April 11, 2006 – Well I took a year off from this race, but showed up for my second time in 2006. It was a great day for the race and the temperature was ideal in that it was cool but with not much wind. There were about 250 participants or more in the first wave start and a total of 1,500 or so for the 30 and 60K races.

With that many racers in the first wave, everybody and their dog wanted to be up front and there was a very diligent man at the start who was ensuring no last minute rollers to the line snuck into the front. Well that plan was a wash as about10 guys overwhelmed the start dude and he just kind of gave up. It was rather amusing to watch 10 guys whine and complain about why they should be at the front.
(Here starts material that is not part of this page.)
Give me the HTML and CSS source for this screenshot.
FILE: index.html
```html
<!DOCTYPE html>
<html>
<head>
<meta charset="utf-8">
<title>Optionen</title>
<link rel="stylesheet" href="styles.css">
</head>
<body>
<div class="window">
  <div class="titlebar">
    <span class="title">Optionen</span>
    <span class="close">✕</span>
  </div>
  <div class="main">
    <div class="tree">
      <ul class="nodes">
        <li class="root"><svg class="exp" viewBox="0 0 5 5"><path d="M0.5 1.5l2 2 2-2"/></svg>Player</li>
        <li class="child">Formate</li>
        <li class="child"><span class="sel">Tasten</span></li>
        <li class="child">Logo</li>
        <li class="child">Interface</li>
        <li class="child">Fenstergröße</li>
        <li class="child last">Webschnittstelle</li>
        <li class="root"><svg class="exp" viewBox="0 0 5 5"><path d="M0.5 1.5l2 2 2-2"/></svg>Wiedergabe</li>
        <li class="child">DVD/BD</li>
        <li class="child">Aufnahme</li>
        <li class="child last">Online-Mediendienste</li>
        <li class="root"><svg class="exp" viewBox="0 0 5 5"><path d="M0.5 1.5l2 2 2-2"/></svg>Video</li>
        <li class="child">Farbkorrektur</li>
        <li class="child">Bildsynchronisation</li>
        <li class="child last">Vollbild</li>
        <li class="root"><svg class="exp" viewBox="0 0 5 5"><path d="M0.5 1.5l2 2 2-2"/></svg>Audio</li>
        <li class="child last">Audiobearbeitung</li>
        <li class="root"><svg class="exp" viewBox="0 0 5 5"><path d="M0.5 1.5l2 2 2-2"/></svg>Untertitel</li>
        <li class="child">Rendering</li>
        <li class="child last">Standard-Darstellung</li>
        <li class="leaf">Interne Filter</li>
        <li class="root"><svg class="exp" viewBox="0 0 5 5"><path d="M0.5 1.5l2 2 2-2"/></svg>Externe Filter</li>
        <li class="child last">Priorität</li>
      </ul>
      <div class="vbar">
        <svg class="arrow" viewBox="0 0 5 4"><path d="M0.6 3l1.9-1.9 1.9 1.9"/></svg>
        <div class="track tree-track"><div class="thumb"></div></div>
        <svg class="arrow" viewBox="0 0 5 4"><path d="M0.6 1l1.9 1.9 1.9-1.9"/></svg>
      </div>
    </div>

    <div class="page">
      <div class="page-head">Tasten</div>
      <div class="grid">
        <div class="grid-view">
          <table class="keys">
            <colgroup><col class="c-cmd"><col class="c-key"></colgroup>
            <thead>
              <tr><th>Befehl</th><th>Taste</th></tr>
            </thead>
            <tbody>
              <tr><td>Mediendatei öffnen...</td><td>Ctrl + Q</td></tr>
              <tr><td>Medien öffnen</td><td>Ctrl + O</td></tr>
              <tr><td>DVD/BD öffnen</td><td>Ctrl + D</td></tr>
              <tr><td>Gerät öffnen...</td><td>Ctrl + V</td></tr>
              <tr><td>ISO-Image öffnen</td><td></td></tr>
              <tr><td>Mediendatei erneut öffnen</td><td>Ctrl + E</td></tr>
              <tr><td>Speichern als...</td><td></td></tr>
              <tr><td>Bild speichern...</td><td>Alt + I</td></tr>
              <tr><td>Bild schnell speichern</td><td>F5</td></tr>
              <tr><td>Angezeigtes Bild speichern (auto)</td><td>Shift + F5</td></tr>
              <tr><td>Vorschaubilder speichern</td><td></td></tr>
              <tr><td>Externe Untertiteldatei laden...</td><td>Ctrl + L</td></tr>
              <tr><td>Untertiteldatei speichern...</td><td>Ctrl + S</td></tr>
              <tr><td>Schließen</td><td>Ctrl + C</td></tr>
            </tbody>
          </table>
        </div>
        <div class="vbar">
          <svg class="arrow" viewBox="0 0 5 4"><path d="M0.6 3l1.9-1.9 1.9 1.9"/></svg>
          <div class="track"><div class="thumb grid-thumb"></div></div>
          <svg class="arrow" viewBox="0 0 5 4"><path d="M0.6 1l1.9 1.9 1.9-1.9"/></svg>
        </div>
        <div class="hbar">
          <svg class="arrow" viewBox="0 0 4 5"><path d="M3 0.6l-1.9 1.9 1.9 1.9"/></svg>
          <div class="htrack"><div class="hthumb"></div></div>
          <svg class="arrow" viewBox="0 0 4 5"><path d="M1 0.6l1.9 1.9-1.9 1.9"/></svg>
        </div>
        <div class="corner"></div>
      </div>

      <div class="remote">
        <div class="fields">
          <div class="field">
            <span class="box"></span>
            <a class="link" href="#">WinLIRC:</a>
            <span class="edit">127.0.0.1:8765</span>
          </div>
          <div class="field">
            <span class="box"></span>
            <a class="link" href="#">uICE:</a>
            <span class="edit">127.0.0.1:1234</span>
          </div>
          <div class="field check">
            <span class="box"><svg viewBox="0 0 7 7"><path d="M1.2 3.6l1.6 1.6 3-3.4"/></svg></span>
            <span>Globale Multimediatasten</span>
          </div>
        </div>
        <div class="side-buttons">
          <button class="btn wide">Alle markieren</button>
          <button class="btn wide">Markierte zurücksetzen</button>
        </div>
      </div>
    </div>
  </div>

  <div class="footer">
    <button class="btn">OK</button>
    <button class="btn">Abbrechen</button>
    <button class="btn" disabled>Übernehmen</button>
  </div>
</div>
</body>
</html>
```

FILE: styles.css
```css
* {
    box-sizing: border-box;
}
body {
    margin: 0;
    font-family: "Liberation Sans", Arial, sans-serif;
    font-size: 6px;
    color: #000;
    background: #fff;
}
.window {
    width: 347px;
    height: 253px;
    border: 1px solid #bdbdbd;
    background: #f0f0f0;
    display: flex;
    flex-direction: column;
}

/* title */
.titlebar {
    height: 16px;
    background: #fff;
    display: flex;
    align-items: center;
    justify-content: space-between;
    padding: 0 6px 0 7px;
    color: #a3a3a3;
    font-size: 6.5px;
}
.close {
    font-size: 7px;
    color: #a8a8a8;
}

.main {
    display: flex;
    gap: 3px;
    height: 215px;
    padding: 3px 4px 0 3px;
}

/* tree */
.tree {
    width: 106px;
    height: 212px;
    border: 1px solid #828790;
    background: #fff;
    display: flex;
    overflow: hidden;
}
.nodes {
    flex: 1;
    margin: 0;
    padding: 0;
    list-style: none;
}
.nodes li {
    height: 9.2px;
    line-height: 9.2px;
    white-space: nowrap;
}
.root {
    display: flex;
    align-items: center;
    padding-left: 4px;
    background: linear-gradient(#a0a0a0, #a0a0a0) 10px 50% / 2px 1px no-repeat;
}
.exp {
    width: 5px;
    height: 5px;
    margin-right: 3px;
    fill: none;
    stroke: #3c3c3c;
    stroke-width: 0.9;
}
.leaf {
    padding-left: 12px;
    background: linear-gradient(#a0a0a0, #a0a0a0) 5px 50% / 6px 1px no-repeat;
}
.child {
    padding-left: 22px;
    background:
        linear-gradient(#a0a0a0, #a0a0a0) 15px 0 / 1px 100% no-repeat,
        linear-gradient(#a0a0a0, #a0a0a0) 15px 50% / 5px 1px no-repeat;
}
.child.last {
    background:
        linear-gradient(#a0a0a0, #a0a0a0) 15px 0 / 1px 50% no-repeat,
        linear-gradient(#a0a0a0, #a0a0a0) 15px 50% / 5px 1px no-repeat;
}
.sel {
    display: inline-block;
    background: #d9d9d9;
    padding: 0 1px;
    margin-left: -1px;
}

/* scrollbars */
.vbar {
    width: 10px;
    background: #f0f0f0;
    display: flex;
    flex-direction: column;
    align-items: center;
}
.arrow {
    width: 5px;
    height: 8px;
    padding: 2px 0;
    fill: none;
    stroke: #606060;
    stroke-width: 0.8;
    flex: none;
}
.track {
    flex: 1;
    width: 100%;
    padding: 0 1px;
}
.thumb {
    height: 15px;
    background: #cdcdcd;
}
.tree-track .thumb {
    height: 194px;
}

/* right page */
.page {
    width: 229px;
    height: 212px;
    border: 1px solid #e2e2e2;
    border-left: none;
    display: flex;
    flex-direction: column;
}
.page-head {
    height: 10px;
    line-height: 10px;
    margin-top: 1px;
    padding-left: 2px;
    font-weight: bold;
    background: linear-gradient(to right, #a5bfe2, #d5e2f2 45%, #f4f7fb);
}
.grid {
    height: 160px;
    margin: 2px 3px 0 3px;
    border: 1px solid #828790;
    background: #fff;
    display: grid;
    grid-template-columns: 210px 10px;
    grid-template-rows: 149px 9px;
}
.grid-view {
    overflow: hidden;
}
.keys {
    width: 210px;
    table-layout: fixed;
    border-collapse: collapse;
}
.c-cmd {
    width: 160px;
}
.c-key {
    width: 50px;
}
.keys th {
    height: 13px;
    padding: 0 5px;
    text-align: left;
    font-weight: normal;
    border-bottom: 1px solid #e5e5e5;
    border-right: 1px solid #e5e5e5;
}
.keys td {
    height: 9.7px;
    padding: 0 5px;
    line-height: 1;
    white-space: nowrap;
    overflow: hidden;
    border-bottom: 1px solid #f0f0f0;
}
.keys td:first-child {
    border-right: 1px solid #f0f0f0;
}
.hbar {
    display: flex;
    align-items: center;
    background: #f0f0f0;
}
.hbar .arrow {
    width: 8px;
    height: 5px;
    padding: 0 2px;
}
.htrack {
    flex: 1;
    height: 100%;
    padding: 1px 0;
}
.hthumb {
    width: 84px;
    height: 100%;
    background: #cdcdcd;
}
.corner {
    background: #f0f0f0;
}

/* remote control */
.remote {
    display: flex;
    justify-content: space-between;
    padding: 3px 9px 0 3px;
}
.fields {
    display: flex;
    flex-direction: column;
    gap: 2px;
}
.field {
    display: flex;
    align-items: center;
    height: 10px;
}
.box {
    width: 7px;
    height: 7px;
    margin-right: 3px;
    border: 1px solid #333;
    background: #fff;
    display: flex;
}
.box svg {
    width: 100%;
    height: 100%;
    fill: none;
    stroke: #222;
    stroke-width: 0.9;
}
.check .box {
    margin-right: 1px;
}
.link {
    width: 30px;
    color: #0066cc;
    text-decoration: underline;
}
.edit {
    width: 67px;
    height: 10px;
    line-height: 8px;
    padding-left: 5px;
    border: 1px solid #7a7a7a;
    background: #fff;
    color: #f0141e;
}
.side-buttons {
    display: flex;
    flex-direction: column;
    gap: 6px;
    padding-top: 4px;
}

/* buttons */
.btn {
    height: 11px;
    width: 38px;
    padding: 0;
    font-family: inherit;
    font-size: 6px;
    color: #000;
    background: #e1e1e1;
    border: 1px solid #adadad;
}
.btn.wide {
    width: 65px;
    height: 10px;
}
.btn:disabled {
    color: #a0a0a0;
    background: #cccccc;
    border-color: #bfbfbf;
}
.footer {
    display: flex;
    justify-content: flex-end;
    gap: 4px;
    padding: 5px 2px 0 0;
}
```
The race start was rather relaxed and it was no problem to get to the front. The main problem was the volunteers cheering your efforts instead or pointing you in the proper direction as I took a flyer off the front and made a wrong turn two minutes into the race. A wrong turn with nobody watching is not too bad, but with the whole pack viewing the result well let’s just say I was rather gun shy for the rest of the race. After the detour I weaved my way from the back to the front again to get ready for the first selection area off the race. This is a sharp right turn onto a loose gravel climb that turns to a dirt road climb. I hit the section in second behind Michael Simonson. At the midway point of this section four of us had a good gap on the field. The group was me, Michael Simonson, Tristan Galbraith and Peter Morse. We all saw that we had a good gap and worked well together. However after some sections dirt and trail Andrew Watson and Michael Garrigan had bridged up. The group was now six, but the cooperation was good. After 20 minutes this group was established with the chasers somewhat visible. Of the six, four of us had cross bikes and the two Mikes had MTB’s .

The dynamic of the group was good and there were no attacks except for the odd hard effort to get to a technical section first. I was handling my bike with the grace of a three-toed sloth and after my earlier detour I was very hesitant to take off on my own. After the first hour small gaps were forming – especially after some of the harder, muddy and technical sections. But no one really wanted to drive it hard to leave any of the stragglers behind and they would eventually rejoin. I knew the race would come down to the two technical muddy and rocky descents. My only problem was I had no idea when they were coming. Well they did come, but luckily Garrigan got into the first one and had to get off his MTB. I was third in line had decided early to run it and actually made good time. At the end of this section Garrigan and myself had a small gap with Simonson close behind. The other portions of the group again were also fairly close.

Before the next big downhill the group reformed with Garrigan again leading into it. I was second wheel and proceeded to endo nicely over a fallen Garrigan. This error allowed Simonson to get a good gap. I got up quick and ran again keeping the damage to 10 seconds. Garrigan and I, again, were together with only some downhill and flat sections left before the last big climb to the finish. The others in the group were now gapped. With about 1.5K to go I attacked on a corner and got a small gap on Garrigan and around 5 seconds of the leader Simonson, however things took a turn for the worse at his time. I took my eyes off my line and hit a rock or root or something and proceeded to drift to the left. The only problem was that to the left was a three foot deep mud hole which I face planted into. See attached photos.

Garrigan had an awesome view of the incident and the three others in the group also had a nice view of me trying to get the mud out of my eyes as they rolled past me. Well after a minute or so I got rolling with an extra 10 pounds on board and barely caught Peter and Andrew to roll in for 4th. Simonson held on for first and he was easily the most consistent in the group, made the least mistakes and took a well deserved win. Garrigan made a strong effort but had to settle for 2nd and Galbraith took a hard earned 3rd, with Peter and Andrew rolling for 5th and 6th.

This race is probably the closest thing to a real classic that you will find in this region as there are 10 or so places where you need to be close to the front or you risk losing contact with the race leaders. You need a good mix of power, technical skill and luck to win as flatting is a big concern. In the end it was a great race and I think the racers had a lot of fun. All the racers who lined up and attempted it deserve recognition as it is a tough haul no matter what place you are going for.

See the 1,500 or so of you out there next year.